Write the data below out exactly as it stands. Do not include the pictures.

'''

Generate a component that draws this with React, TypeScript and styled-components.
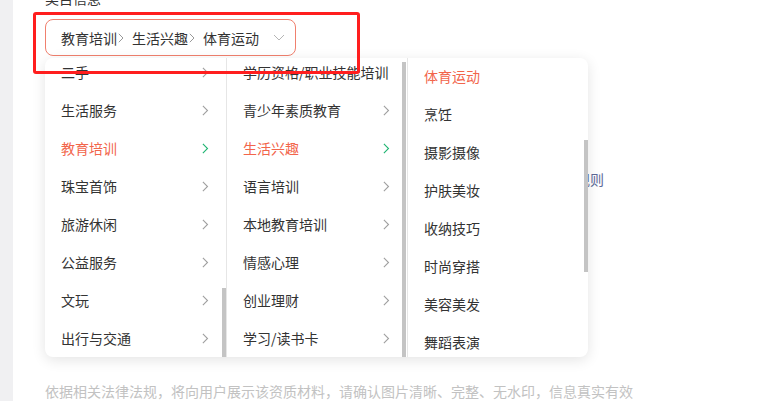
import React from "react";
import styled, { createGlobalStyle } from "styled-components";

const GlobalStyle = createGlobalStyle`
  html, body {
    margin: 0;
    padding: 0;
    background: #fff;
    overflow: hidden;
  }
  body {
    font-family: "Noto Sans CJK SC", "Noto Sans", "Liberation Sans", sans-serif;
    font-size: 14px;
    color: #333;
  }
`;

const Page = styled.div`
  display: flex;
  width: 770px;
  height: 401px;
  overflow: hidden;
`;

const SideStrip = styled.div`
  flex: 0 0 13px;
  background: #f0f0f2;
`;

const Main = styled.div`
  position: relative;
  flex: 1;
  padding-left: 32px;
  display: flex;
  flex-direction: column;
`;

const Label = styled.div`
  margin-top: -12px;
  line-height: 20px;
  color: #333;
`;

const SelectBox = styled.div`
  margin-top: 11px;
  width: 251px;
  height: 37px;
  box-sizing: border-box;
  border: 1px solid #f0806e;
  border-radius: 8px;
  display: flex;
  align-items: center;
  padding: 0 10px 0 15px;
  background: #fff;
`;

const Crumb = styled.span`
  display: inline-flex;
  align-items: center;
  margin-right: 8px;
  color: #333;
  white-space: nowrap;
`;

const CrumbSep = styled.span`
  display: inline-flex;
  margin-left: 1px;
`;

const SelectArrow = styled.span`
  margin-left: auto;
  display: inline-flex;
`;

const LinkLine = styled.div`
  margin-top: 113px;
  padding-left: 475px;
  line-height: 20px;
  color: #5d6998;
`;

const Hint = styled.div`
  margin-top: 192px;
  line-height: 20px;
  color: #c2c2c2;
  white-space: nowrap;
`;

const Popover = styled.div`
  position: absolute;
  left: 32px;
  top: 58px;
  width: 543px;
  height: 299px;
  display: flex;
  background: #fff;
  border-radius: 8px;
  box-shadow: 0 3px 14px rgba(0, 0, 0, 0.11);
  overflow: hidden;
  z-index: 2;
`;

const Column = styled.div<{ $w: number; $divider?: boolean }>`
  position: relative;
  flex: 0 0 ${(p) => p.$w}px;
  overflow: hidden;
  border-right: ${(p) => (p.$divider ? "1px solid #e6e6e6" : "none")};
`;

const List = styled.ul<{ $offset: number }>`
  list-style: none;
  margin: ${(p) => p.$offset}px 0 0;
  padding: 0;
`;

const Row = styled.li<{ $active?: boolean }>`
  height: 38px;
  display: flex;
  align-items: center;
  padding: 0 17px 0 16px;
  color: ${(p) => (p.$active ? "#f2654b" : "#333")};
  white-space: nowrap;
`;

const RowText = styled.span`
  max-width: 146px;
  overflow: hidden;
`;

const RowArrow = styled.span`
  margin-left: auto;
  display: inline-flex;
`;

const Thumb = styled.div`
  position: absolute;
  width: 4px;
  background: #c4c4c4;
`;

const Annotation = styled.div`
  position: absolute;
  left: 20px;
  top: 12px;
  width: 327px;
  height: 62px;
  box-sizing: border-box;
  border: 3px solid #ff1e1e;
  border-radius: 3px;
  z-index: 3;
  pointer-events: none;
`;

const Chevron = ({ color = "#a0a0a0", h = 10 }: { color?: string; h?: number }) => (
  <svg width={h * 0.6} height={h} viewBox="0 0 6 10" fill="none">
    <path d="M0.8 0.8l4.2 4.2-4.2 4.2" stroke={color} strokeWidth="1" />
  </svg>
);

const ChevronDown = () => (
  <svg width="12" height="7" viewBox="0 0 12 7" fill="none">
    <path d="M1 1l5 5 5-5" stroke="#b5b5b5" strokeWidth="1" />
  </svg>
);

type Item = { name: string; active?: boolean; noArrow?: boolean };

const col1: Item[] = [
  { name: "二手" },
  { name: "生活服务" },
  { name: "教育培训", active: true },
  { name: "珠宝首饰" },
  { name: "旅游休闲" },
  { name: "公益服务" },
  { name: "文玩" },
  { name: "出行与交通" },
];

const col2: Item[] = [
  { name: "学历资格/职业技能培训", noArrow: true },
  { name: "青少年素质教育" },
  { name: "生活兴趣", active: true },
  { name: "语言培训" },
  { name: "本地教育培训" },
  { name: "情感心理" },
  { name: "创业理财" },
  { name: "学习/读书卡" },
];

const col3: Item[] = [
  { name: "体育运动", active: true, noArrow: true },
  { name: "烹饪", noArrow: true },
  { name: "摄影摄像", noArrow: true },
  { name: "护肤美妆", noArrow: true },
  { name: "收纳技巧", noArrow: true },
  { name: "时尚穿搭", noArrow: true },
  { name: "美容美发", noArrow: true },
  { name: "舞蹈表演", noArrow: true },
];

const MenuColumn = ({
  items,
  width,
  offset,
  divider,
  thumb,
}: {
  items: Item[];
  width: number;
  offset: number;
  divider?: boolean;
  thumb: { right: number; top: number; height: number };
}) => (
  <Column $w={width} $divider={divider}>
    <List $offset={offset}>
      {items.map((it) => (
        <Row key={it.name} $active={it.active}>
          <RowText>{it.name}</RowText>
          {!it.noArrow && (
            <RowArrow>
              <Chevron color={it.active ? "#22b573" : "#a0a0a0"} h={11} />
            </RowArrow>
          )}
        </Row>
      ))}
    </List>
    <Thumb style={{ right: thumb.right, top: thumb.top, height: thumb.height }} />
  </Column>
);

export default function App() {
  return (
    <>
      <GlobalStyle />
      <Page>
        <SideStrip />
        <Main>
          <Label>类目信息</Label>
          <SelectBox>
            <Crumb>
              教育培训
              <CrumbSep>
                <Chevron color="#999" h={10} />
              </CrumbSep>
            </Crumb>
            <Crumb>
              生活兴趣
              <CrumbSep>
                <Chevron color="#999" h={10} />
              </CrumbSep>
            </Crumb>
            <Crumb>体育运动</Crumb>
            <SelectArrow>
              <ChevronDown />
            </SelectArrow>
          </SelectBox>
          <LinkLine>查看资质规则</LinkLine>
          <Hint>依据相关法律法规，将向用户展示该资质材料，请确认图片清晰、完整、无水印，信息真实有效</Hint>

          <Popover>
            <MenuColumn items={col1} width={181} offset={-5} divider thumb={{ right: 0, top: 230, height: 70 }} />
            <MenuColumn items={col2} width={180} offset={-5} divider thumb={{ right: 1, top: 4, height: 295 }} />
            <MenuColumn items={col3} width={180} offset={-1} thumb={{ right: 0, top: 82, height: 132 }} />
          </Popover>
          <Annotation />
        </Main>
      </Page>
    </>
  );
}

'''

> Exercise output:
Generate a component that draws this with React, TypeScript and styled-components.
import React from "react";
import styled, { createGlobalStyle } from "styled-components";

const GlobalStyle = createGlobalStyle`
  html, body {
    margin: 0;
    padding: 0;
    background: #fff;
    overflow: hidden;
  }
  body {
    font-family: "Noto Sans CJK SC", "Noto Sans", "Liberation Sans", sans-serif;
    font-size: 14px;
    color: #333;
  }
`;

const Page = styled.div`
  display: flex;
  width: 770px;
  height: 401px;
  overflow: hidden;
`;

const SideStrip = styled.div`
  flex: 0 0 13px;
  background: #f0f0f2;
`;

const Main = styled.div`
  position: relative;
  flex: 1;
  padding-left: 32px;
  display: flex;
  flex-direction: column;
`;

const Label = styled.div`
  margin-top: -12px;
  line-height: 20px;
  color: #333;
`;

const SelectBox = styled.div`
  margin-top: 11px;
  width: 251px;
  height: 37px;
  box-sizing: border-box;
  border: 1px solid #f0806e;
  border-radius: 8px;
  display: flex;
  align-items: center;
  padding: 0 10px 0 15px;
  background: #fff;
`;

const Crumb = styled.span`
  display: inline-flex;
  align-items: center;
  margin-right: 8px;
  color: #333;
  white-space: nowrap;
`;

const CrumbSep = styled.span`
  display: inline-flex;
  margin-left: 1px;
`;

const SelectArrow = styled.span`
  margin-left: auto;
  display: inline-flex;
`;

const LinkLine = styled.div`
  margin-top: 113px;
  padding-left: 475px;
  line-height: 20px;
  color: #5d6998;
`;

const Hint = styled.div`
  margin-top: 192px;
  line-height: 20px;
  color: #c2c2c2;
  white-space: nowrap;
`;

const Popover = styled.div`
  position: absolute;
  left: 32px;
  top: 58px;
  width: 543px;
  height: 299px;
  display: flex;
  background: #fff;
  border-radius: 8px;
  box-shadow: 0 3px 14px rgba(0, 0, 0, 0.11);
  overflow: hidden;
  z-index: 2;
`;

const Column = styled.div<{ $w: number; $divider?: boolean }>`
  position: relative;
  flex: 0 0 ${(p) => p.$w}px;
  overflow: hidden;
  border-right: ${(p) => (p.$divider ? "1px solid #e6e6e6" : "none")};
`;

const List = styled.ul<{ $offset: number }>`
  list-style: none;
  margin: ${(p) => p.$offset}px 0 0;
  padding: 0;
`;

const Row = styled.li<{ $active?: boolean }>`
  height: 38px;
  display: flex;
  align-items: center;
  padding: 0 17px 0 16px;
  color: ${(p) => (p.$active ? "#f2654b" : "#333")};
  white-space: nowrap;
`;

const RowText = styled.span`
  max-width: 146px;
  overflow: hidden;
`;

const RowArrow = styled.span`
  margin-left: auto;
  display: inline-flex;
`;

const Thumb = styled.div`
  position: absolute;
  width: 4px;
  background: #c4c4c4;
`;

const Annotation = styled.div`
  position: absolute;
  left: 20px;
  top: 12px;
  width: 327px;
  height: 62px;
  box-sizing: border-box;
  border: 3px solid #ff1e1e;
  border-radius: 3px;
  z-index: 3;
  pointer-events: none;
`;

const Chevron = ({ color = "#a0a0a0", h = 10 }: { color?: string; h?: number }) => (
  <svg width={h * 0.6} height={h} viewBox="0 0 6 10" fill="none">
    <path d="M0.8 0.8l4.2 4.2-4.2 4.2" stroke={color} strokeWidth="1" />
  </svg>
);

const ChevronDown = () => (
  <svg width="12" height="7" viewBox="0 0 12 7" fill="none">
    <path d="M1 1l5 5 5-5" stroke="#b5b5b5" strokeWidth="1" />
  </svg>
);

type Item = { name: string; active?: boolean; noArrow?: boolean };

const col1: Item[] = [
  { name: "二手" },
  { name: "生活服务" },
  { name: "教育培训", active: true },
  { name: "珠宝首饰" },
  { name: "旅游休闲" },
  { name: "公益服务" },
  { name: "文玩" },
  { name: "出行与交通" },
];

const col2: Item[] = [
  { name: "学历资格/职业技能培训", noArrow: true },
  { name: "青少年素质教育" },
  { name: "生活兴趣", active: true },
  { name: "语言培训" },
  { name: "本地教育培训" },
  { name: "情感心理" },
  { name: "创业理财" },
  { name: "学习/读书卡" },
];

const col3: Item[] = [
  { name: "体育运动", active: true, noArrow: true },
  { name: "烹饪", noArrow: true },
  { name: "摄影摄像", noArrow: true },
  { name: "护肤美妆", noArrow: true },
  { name: "收纳技巧", noArrow: true },
  { name: "时尚穿搭", noArrow: true },
  { name: "美容美发", noArrow: true },
  { name: "舞蹈表演", noArrow: true },
];

const MenuColumn = ({
  items,
  width,
  offset,
  divider,
  thumb,
}: {
  items: Item[];
  width: number;
  offset: number;
  divider?: boolean;
  thumb: { right: number; top: number; height: number };
}) => (
  <Column $w={width} $divider={divider}>
    <List $offset={offset}>
      {items.map((it) => (
        <Row key={it.name} $active={it.active}>
          <RowText>{it.name}</RowText>
          {!it.noArrow && (
            <RowArrow>
              <Chevron color={it.active ? "#22b573" : "#a0a0a0"} h={11} />
            </RowArrow>
          )}
        </Row>
      ))}
    </List>
    <Thumb style={{ right: thumb.right, top: thumb.top, height: thumb.height }} />
  </Column>
);

export default function App() {
  return (
    <>
      <GlobalStyle />
      <Page>
        <SideStrip />
        <Main>
          <Label>类目信息</Label>
          <SelectBox>
            <Crumb>
              教育培训
              <CrumbSep>
                <Chevron color="#999" h={10} />
              </CrumbSep>
            </Crumb>
            <Crumb>
              生活兴趣
              <CrumbSep>
                <Chevron color="#999" h={10} />
              </CrumbSep>
            </Crumb>
            <Crumb>体育运动</Crumb>
            <SelectArrow>
              <ChevronDown />
            </SelectArrow>
          </SelectBox>
          <LinkLine>查看资质规则</LinkLine>
          <Hint>依据相关法律法规，将向用户展示该资质材料，请确认图片清晰、完整、无水印，信息真实有效</Hint>

          <Popover>
            <MenuColumn items={col1} width={181} offset={-5} divider thumb={{ right: 0, top: 230, height: 70 }} />
            <MenuColumn items={col2} width={180} offset={-5} divider thumb={{ right: 1, top: 4, height: 295 }} />
            <MenuColumn items={col3} width={180} offset={-1} thumb={{ right: 0, top: 82, height: 132 }} />
          </Popover>
          <Annotation />
        </Main>
      </Page>
    </>
  );
}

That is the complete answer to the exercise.